Explanation of dapper buffer/cache

.net caching dapper

Question

I use dapper to return objects from my database as IEnumerable. As default dapper has buffer setting set to true.

How does this work?

If dapper cache the first query and then get the objects from memory.

What happens if someone edit/delete/add rows in the table. Must dapper recache all data again for this query?

Accepted Answer

The buffer is unrelated to cache. Dapper does not include any kind of data-cache (although it does have a cache related to how it processes commands, i.e. "this command string, with this type of parameter, and this type of entity - has these associated dynamically generated methods to configure the command and populate the objects").

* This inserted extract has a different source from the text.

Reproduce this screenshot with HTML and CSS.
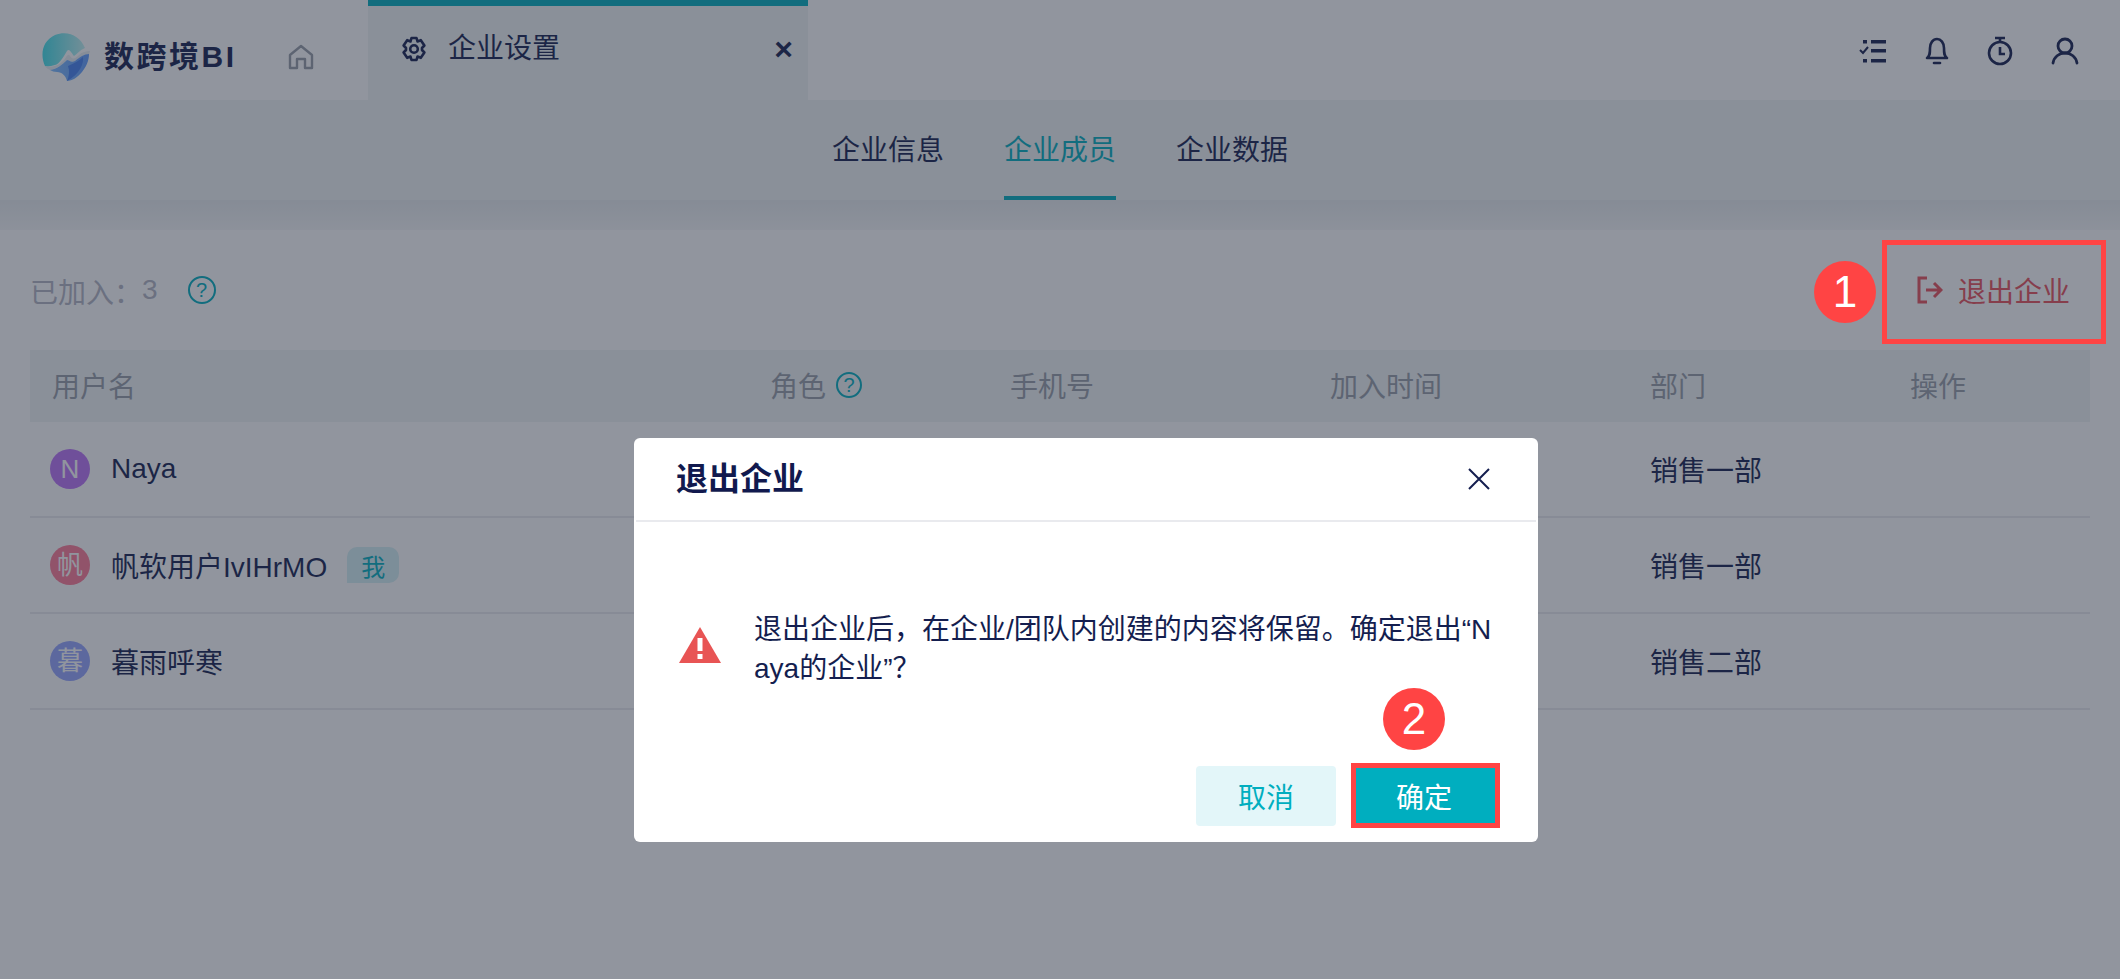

What this switch really means is:

  • false: will iterate items as they are recieved/consumed - basically, an iterator-block around an IDataReader
    • minus: you can only iterate it once (unless you are happy to re-run the query)
    • plus: you can iterate over immense queries (many millions of rows), without needing them all in-memory at once - since you're only ever really looking at the current row being yielded
    • plus: you don't need to wait for the end of the data to start iterating - as soon as it has at least one row, you're good to go
    • minus: the connection is in-use while you're iterating, which can lead to "there is already an open reader on the connection" (or whatever the exact wording is) errors if you try to invoke other commands on a per-row basis (this can be mitigated by MARS)
    • minus: because the consumer can do anything they want per-item (it could take minutes per row, if they are doing something complex), the command/reader might be open for longer
  • true (the default): the data is fully consumed into a List<T> before it hands it back to you
    • plus: you can iterate it as many times as you like
    • minus: if the query is immense, loading them all into memory (in a list) could be expensive / impossible
    • minus: if the query is large, there may be noticeable latency while it gathers the last row
    • plus: once you get the data, the command is complete - so there is no conflict between that and subsequent operations
    • plus: as soon as you get the data, the command has already released any resources (locks etc), so you're having minimal impact on the server

Most queries only return a moderate amount of data (say, less than 100 records), so we're happy that the default (true) gives the most appropriate behavior for most scenarios. But we make the option available to you, to cater for different usage scenarios.